* [Information shown]:
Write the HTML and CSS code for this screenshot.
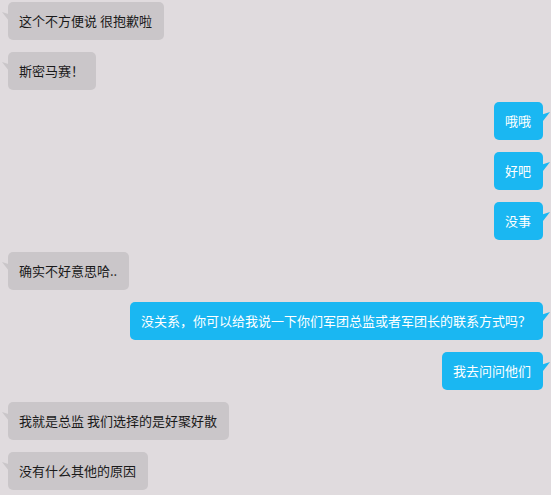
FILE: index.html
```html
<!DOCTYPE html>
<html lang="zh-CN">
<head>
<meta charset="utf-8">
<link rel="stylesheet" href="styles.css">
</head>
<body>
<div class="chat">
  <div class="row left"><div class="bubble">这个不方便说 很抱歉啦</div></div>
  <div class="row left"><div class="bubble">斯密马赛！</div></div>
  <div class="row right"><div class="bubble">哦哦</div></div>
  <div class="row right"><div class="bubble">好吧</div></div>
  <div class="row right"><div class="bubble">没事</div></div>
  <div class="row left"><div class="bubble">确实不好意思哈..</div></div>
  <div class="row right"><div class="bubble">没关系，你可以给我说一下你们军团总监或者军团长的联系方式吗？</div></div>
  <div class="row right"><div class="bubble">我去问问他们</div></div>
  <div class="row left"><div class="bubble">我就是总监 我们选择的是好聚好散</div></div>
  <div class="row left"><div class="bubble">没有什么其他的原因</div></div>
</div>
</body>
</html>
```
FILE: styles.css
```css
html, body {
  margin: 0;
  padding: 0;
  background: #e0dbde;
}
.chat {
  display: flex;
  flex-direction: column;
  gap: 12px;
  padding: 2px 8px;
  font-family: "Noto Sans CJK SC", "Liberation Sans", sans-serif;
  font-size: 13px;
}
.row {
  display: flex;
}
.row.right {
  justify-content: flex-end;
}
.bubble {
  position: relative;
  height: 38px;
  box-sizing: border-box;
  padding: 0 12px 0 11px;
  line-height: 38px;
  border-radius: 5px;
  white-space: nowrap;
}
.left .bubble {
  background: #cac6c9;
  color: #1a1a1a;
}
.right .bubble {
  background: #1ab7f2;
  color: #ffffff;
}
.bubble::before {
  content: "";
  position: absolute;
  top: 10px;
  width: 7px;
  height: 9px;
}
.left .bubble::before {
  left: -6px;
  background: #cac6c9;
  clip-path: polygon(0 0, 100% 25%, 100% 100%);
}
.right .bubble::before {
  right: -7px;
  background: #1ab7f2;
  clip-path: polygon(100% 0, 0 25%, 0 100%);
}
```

* [What this task involves]: Pictures are excluded; output everything else in the data verbatim.

* [The response]:
Write the HTML and CSS code for this screenshot.
FILE: index.html
```html
<!DOCTYPE html>
<html lang="zh-CN">
<head>
<meta charset="utf-8">
<link rel="stylesheet" href="styles.css">
</head>
<body>
<div class="chat">
  <div class="row left"><div class="bubble">这个不方便说 很抱歉啦</div></div>
  <div class="row left"><div class="bubble">斯密马赛！</div></div>
  <div class="row right"><div class="bubble">哦哦</div></div>
  <div class="row right"><div class="bubble">好吧</div></div>
  <div class="row right"><div class="bubble">没事</div></div>
  <div class="row left"><div class="bubble">确实不好意思哈..</div></div>
  <div class="row right"><div class="bubble">没关系，你可以给我说一下你们军团总监或者军团长的联系方式吗？</div></div>
  <div class="row right"><div class="bubble">我去问问他们</div></div>
  <div class="row left"><div class="bubble">我就是总监 我们选择的是好聚好散</div></div>
  <div class="row left"><div class="bubble">没有什么其他的原因</div></div>
</div>
</body>
</html>
```
FILE: styles.css
```css
html, body {
  margin: 0;
  padding: 0;
  background: #e0dbde;
}
.chat {
  display: flex;
  flex-direction: column;
  gap: 12px;
  padding: 2px 8px;
  font-family: "Noto Sans CJK SC", "Liberation Sans", sans-serif;
  font-size: 13px;
}
.row {
  display: flex;
}
.row.right {
  justify-content: flex-end;
}
.bubble {
  position: relative;
  height: 38px;
  box-sizing: border-box;
  padding: 0 12px 0 11px;
  line-height: 38px;
  border-radius: 5px;
  white-space: nowrap;
}
.left .bubble {
  background: #cac6c9;
  color: #1a1a1a;
}
.right .bubble {
  background: #1ab7f2;
  color: #ffffff;
}
.bubble::before {
  content: "";
  position: absolute;
  top: 10px;
  width: 7px;
  height: 9px;
}
.left .bubble::before {
  left: -6px;
  background: #cac6c9;
  clip-path: polygon(0 0, 100% 25%, 100% 100%);
}
.right .bubble::before {
  right: -7px;
  background: #1ab7f2;
  clip-path: polygon(100% 0, 0 25%, 0 100%);
}
```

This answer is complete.